2. Не укрепленные амбразуры быстро разрушались. Мешки и доски служили слабой защитой. Разрушили их даже не неприятельские снаряды, а пороховые газы от собственных выстрелов. Дым от загоравшихся досок в отличие от порохового не рассеивался, постоянно мешая прицеливанию. В дыму и грохоте постоянно казалось, что на штурм пошла неприятельская пехота. Тогда открывали огонь орудия, назначенные для ее отражения, вхолостую покрывая картечными пулями стенки крутостей и рвов, бессмысленно расходуя боеприпасы и лишь внося суматоху в и без того напряженную обстановку.

Для расчистки амбразур под пули высылались матросы, приводя к новым потерям от пуль неприятельских стрелков, непрерывно обстреливавших амбразуры и осколков снарядов.

Доставалось не только бастионам и батареям. Смерть витала над всем городом. Отдельные снаряды, рикошетируя, долетали туда, и так севастопольские обыватели познакомились с разрушительной силой неприятельского огня, вызвавшей панику: «…Разбуженные жители выскакивали из домов, кто в чем был, и в беспорядке устремлялись к пристаням, где поднялись невообразимая сумятица, давка, крик и рыдания.

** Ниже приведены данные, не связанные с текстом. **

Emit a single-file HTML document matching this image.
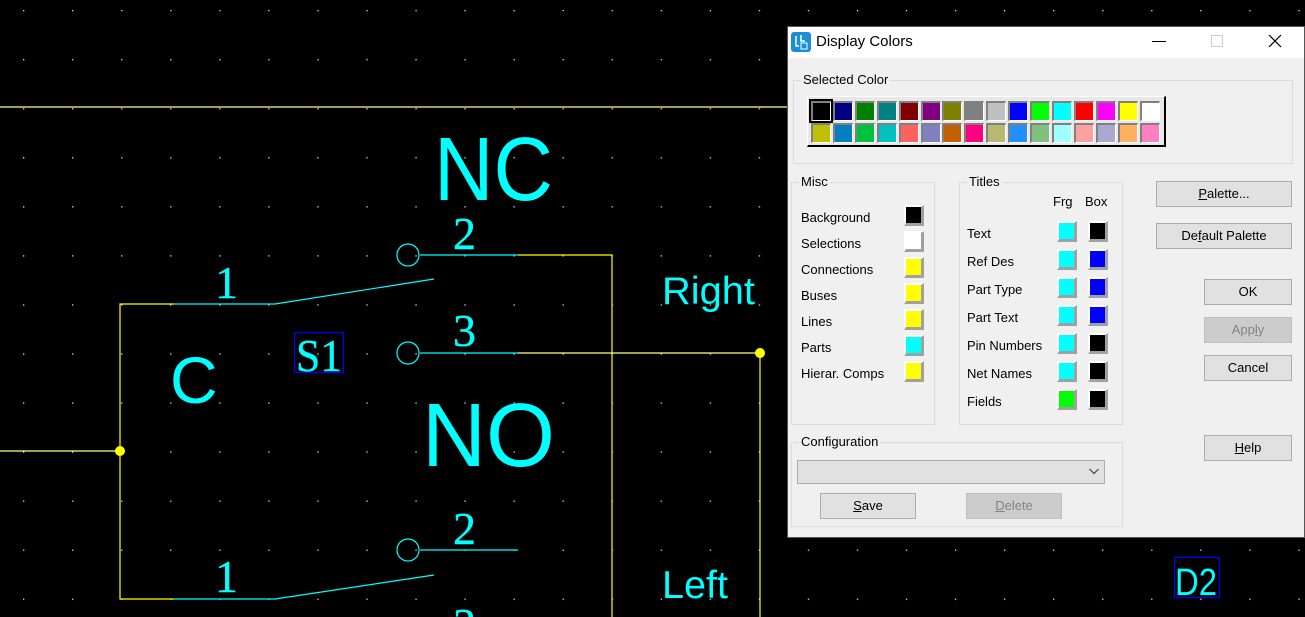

Торопясь сесть в лодки, многие падали в воду. Растерянные женщины в одном белье выскакивали из домов: кто с чулками в руках, кто с маленькой подушкой, кто волочил за собою платье. Все это бежало, спотыкалось, падало и опять бежало, не зная куда. Вырвавшийся из конюшен скот с ревом носился по городу, давя народ. Собаки с визгом бегали до того, пока не падали от усталости…».{1004}

6-й БАСТИОН

Сюда Корнилов пришел сильно уставшим и долго не задерживался. Ситуация здесь немногим отличалась от положения дел на соседнем, 5-м бастионе: больше всего страдала лицевая стена оборонительной казармы, но в целом укрепления выдержали первый вал артиллерийского огня.